There's a temptation, when the data violates the schema, to fix the data. Cast that date string to NULL. Round that outlier to the nearest decade. Drop the sixteen pre-1900 rows because they're "obviously errors." Sometimes that's right. Often it isn't. The sixteen rows are real records. Somebody really did file them with that date, for whatever reason (typo, legacy system, intentional misfiling). They are not a violation of the world. They are a violation of your expectations of the world. The schema was your expectation in code.
The writing equivalent is the temptation to force the chapter to do what the outline said it should do. To make the antagonist explain himself even though he wouldn't, because you wrote down that he would. That isn't craft. That's stubbornness about a past version of yourself. The chapter you wrote is the truer document, and the outline is now a relic. Trust the chapter. Throw the outline out. Make a new one.
This is one of the quiet truths that separates people who get good at long work from people who don't. Beginners trust the plan. People who've been at it a while trust the work. The plan is a useful provocation, a starting move, a way to get going. But the moment the work disagrees with the plan, the plan is the part that's wrong.
There's a related move I keep making in the data work that I now realize I learned from writing. Exclude before you include. When I started filtering El Paso County entities by city name, I tried to match the cities I wanted. The result was a leak. About 11,000 Teller County rows snuck in because their city names shared substrings with my list. The fix was to invert the logic. Name the cities I knew should not be in the file, exclude them first, then do the broader match. The world doesn't sort itself into your includes. It sorts itself into your excludes.

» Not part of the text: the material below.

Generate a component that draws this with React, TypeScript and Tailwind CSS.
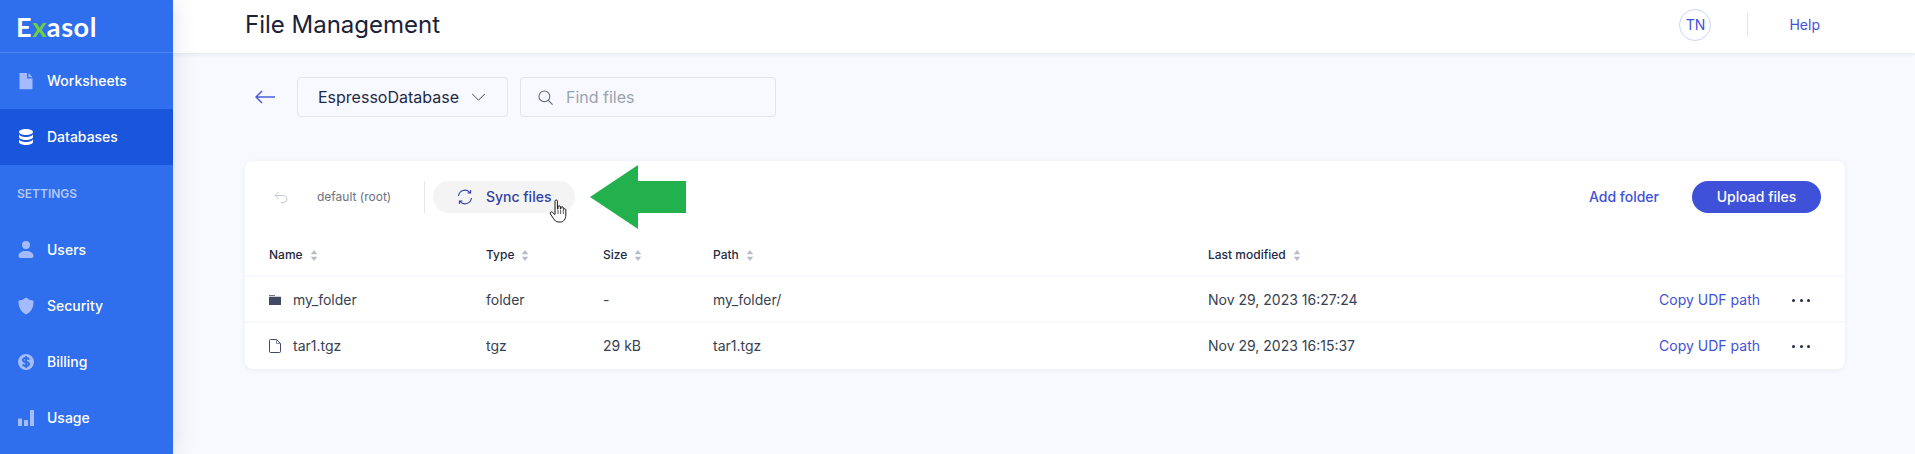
import React from "react";

const P = ({ d, className = "" }: { d: string; className?: string }) => (
  <svg viewBox="0 0 20 20" fill="currentColor" className={className}><path d={d} fillRule="evenodd" clipRule="evenodd" /></svg>
);

const icons: Record<string, string> = {
  Worksheets: "M3.5 2h7.5v5.5h5.5v10a.8.8 0 01-.8.8H4.3a.8.8 0 01-.8-.8V2zM12.5 2l4 4.2h-4V2z",
  Databases: "M3 12v3c0 1.657 3.134 3 7 3s7-1.343 7-3v-3c0 1.657-3.134 3-7 3s-7-1.343-7-3zM3 7v3c0 1.657 3.134 3 7 3s7-1.343 7-3V7c0 1.657-3.134 3-7 3S3 8.657 3 7zM17 5c0 1.657-3.134 3-7 3S3 6.657 3 5s3.134-3 7-3 7 1.343 7 3z",
  Users: "M10 9a4 4 0 100-8 4 4 0 000 8zM2.5 16c0-3 3-5 7.5-5s7.500 2 7.500 5c0 1-1 2-2 2h-11c-1 0-2-1-2-2z",
  Security: "M2.666 4.6A11.954 11.954 0 0010 1.6 11.954 11.954 0 0017.334 4.6c.11.65.166 1.32.166 2.001 0 5.225-2.84 10-7.5 12C5.84 16.600 2.500 11.825 2.500 6.600c0-.682.057-1.350.166-2z",
  Billing: "M8.433 7.418c.155-.103.346-.196.567-.267v1.698a2.305 2.305 0 01-.567-.267C8.07 8.34 8 8.114 8 8c0-.114.07-.34.433-.582zM11 12.849v-1.698c.22.071.412.164.567.267.364.243.433.468.433.582 0 .114-.07.34-.433.582a2.305 2.305 0 01-.567.267zM10 18a8 8 0 100-16 8 8 0 000 16zm1-13a1 1 0 10-2 0v.092a4.535 4.535 0 00-1.676.662C6.602 6.234 6 7.009 6 8c0 .99.602 1.765 1.324 2.246.48.32 1.054.545 1.676.662v1.941c-.391-.127-.68-.317-.843-.504a1 1 0 10-1.51 1.31c.562.649 1.413 1.076 2.353 1.253V15a1 1 0 102 0v-.092a4.535 4.535 0 001.676-.662C13.398 13.766 14 12.991 14 12c0-.99-.602-1.765-1.324-2.246A4.535 4.535 0 0011 9.092V7.151c.391.127.68.317.843.504a1 1 0 101.511-1.31c-.563-.649-1.413-1.076-2.354-1.253V5z",
  Usage: "M2 11a.6.6 0 01.6-.6h2.800a.6.6 0 01.6.6v7H2v-7zM8 12.500a.6.6 0 01.6-.6h2.800a.6.6 0 01.6.6V18H8v-5.500zM14 2.600a.6.6 0 01.6-.6h2.800a.6.6 0 01.6.6V18h-4V2.600z",
};

const NavItem = ({ label, active }: { label: string; active?: boolean }) => (
  <div className={`flex h-14 items-center pl-4 text-sm font-medium text-white ${active ? "bg-[#1a56db]" : ""}`}>
    <P d={icons[label]} className={`h-5 w-5 shrink-0 ${active ? "text-white" : "text-[#a4bcfd]"}`} />
    <span className="ml-[11px]">{label}</span>
  </div>
);

const Sort = () => (
  <svg viewBox="0 0 8 12" className="ml-[7px] h-[11px] w-[8px] text-[#b6bbc6]" fill="currentColor">
    <path d="M4 0l3.500 4.600h-7zM4 12L.5 7.400h7z" />
  </svg>
);

const columns = "grid-cols-[217px_117px_110px_495px_1fr_auto]";

const Th = ({ children }: { children: string }) => (
  <div className="flex items-center text-xs font-medium text-[#1f2a44]">{children}<Sort /></div>
);

const Folder = () => (
  <svg viewBox="0 0 12 10" className="mr-3 h-[10px] w-[12px] text-[#3f4a64]" fill="currentColor">
    <path d="M0 0h6v.8H0zM0 1.800h12V10H0z" />
  </svg>
);

const FileIcon = () => (
  <svg viewBox="0 0 12 14" className="mr-3 h-[14px] w-[12px] text-[#3f4a64]" fill="none" stroke="currentColor" strokeWidth="1">
    <path d="M1.500.5h6l4 4v8a1 1 0 01-1 1h-9a1 1 0 01-1-1v-11a1 1 0 011-1z" />
    <path d="M7.500.5v4h4" strokeWidth="0.6" />
  </svg>
);

const Row = ({ icon, name, type, size, path, date }: { icon: React.ReactNode; name: string; type: string; size: string; path: string; date: string }) => (
  <div className={`grid h-[46px] ${columns} items-center border-t-2 border-[#f8f9fe] pl-6 pr-[35px] pt-[2px] text-sm text-[#374151]`}>
    <div className="flex items-center">{icon}{name}</div>
    <div>{type}</div>
    <div>{size}</div>
    <div>{path}</div>
    <div>{date}</div>
    <div className="flex items-center">
      <span className="text-sm text-[#3f51d9]">Copy UDF path</span>
      <span className="ml-[32px] flex w-[18px] justify-between">
        <i className="h-[3px] w-[3px] rounded-full bg-[#1f2a44]" />
        <i className="h-[3px] w-[3px] rounded-full bg-[#1f2a44]" />
        <i className="h-[3px] w-[3px] rounded-full bg-[#1f2a44]" />
      </span>
    </div>
  </div>
);

export default function App() {
  return (
    <div className="flex h-[454px] overflow-hidden bg-[#f8f9fe] font-['Inter',sans-serif]">
      <aside className="z-20 w-[173px] shrink-0 bg-[#2f6eec] shadow-[0_0_22px_rgba(30,40,90,0.14)]">
        <div className="flex h-[53px] items-center border-b border-[#4d84ef] pl-[16px] font-['Lato',sans-serif] text-[27px] font-bold leading-none tracking-[0.6px] text-white">
          E<span className="text-[#6fcf3c]">x</span>asol
        </div>
        <NavItem label="Worksheets" />
        <NavItem label="Databases" active />
        <div className="flex h-[57px] items-center pl-[17px] text-xs font-semibold text-[#b4c8fb]">SETTINGS</div>
        <NavItem label="Users" />
        <NavItem label="Security" />
        <NavItem label="Billing" />
        <NavItem label="Usage" />
      </aside>

      <div className="min-w-0 flex-1">
        <header className="relative z-10 flex h-[53px] items-center bg-white pb-[3px] pl-[72px] pr-[95px] shadow-[0_1px_4px_rgba(30,40,90,0.1)]">
          <h1 className="flex-1 text-2xl font-normal text-[#1a2238]">File Management</h1>
          <div className="flex h-8 w-8 items-center justify-center rounded-full border border-[#c9d6fb] text-sm text-[#3f51d9]">TN</div>
          <div className="ml-[36px] mr-[35px] h-6 w-px bg-[#e5e7eb]" />
          <a className="ml-[6px] text-sm text-[#3f51d9]">Help</a>
        </header>

        <main className="pl-[72px] pr-[70px]">
          <div className="flex items-center pt-6">
            <svg viewBox="0 0 20 14" className="ml-[10px] mr-[22px] h-[14px] w-[20px] text-[#4a5fd9]" fill="none" stroke="currentColor" strokeWidth="1.5">
              <path d="M20 7H1M7 1L1 7l6 6" />
            </svg>
            <div className="flex h-10 w-[211px] items-center rounded border border-[#e2e5ec] pl-[20px] text-base text-[#1f2a44]">
              EspressoDatabase
              <svg viewBox="0 0 16 10" className="ml-[12px] h-[9px] w-[15px] text-[#3f4a64]" fill="none" stroke="currentColor" strokeWidth="1.1"><path d="M1 1l7 7 7-7" /></svg>
            </div>
            <div className="ml-3 flex h-10 w-[256px] items-center rounded border border-[#e2e5ec] pl-[17px] text-base text-[#9ca3af]">
              <svg viewBox="0 0 16 16" className="mr-[13px] h-[15px] w-[15px] text-[#5b6475]" fill="none" stroke="currentColor" strokeWidth="1.1"><circle cx="6.800" cy="6.800" r="5.800" /><path d="M11 11l4.500 4.500" /></svg>
              Find files
            </div>
          </div>

          <section className="mt-[44px] rounded-lg bg-white pb-[2px] shadow-[0_1px_5px_rgba(30,40,90,0.06)]">
            <div className="flex items-center pl-[29px] pr-6 pt-5">
              <svg viewBox="0 0 14 12" className="h-[12px] w-[14px] text-[#c6cad3]" fill="none" stroke="currentColor" strokeWidth="1"><path d="M4.500 1L1 4.500 4.500 8M1 4.500h8.500a3.500 3.500 0 010 7H7" /></svg>
              <span className="ml-[29px] text-xs text-[#6b7280]">default (root)</span>
              <div className="ml-[33px] h-8 w-px bg-[#e5e7eb]" />
              <div className="relative ml-2 flex h-8 w-[142px] items-center justify-center rounded-full bg-[#f4f4f5] text-sm font-medium text-[#3140a5]">
                <svg viewBox="0 0 16 16" className="mr-[13px] h-4 w-4" fill="none" stroke="currentColor" strokeWidth="1.1">
                  <path d="M1.500 7A6.500 6.500 0 0113 3.600M14.500 9A6.500 6.500 0 013 12.400M13.600 1v3h-3M2.400 15v-3h3" />
                </svg>
                Sync files
                <svg viewBox="0 0 18 24" className="absolute left-[116px] top-[18px] h-6 w-[18px]" fill="#fff" stroke="#1a1a1a" strokeWidth="1" strokeLinejoin="round">
                  <path d="M6 2.200a1.200 1.200 0 012.400 0V10h.6V8a1.200 1.200 0 012.400 0v2h.5V9a1.200 1.200 0 012.400 0v1.500h.3V10.500a1.200 1.200 0 012.200 0V16c0 4-2.200 7-5.500 7H9.500c-2.500 0-3.600-1.300-5-3.500L1.400 15c-.9-1.500 1-2.800 2.200-1.600L6 15.500V2.200z" />
                  <path d="M9 11v4M11.600 11v4M14.300 11v4" strokeWidth="0.7" fill="none" />
                </svg>
              </div>
              <svg viewBox="0 0 96 64" className="-my-[16px] ml-[15px] h-16 w-24 text-[#22b14c]" fill="currentColor"><path d="M0 32L48 0v16h48v32H48v16z" /></svg>
              <div className="flex-1" />
              <span className="text-sm font-medium text-[#3f51d9]">Add folder</span>
              <button className="ml-[33px] h-8 w-[129px] rounded-full bg-[#3f51d9] text-sm font-medium text-white">Upload files</button>
            </div>
            <div className={`grid h-[62px] ${columns} items-center pl-6 pr-[35px] pt-[22px]`}>
              <Th>Name</Th><Th>Type</Th><Th>Size</Th><Th>Path</Th><Th>Last modified</Th><div />
            </div>
            <Row icon={<Folder />} name="my_folder" type="folder" size="-" path="my_folder/" date="Nov 29, 2023 16:27:24" />
            <Row icon={<FileIcon />} name="tar1.tgz" type="tgz" size="29 kB" path="tar1.tgz" date="Nov 29, 2023 16:15:37" />
          </section>
        </main>
      </div>
    </div>
  );
}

The same is true on a page. You don't write your way to a clean draft by figuring out what to add. You get there by figuring out what to remove. The first pass is a 6,000-word essay. The second pass is the 1,500-word essay it actually was, with the other 4,500 words taken out. The shape was always in there. The shape only revealed itself once you cut the things that were obviously not the shape.
I've been doing both kinds of work this past week, the investigative data work and the literal kind of writing this site is supposed to be about, and the longer I do them in parallel the more they feel like the same craft. The discipline isn't planning. It's listening to what you actually made, and being willing to throw away the document that promised it would be something else.
The schema lies. The data is the truth. The outline lies. The draft is the truth. Trust the artifact you made, not the artifact that told you what you were going to make.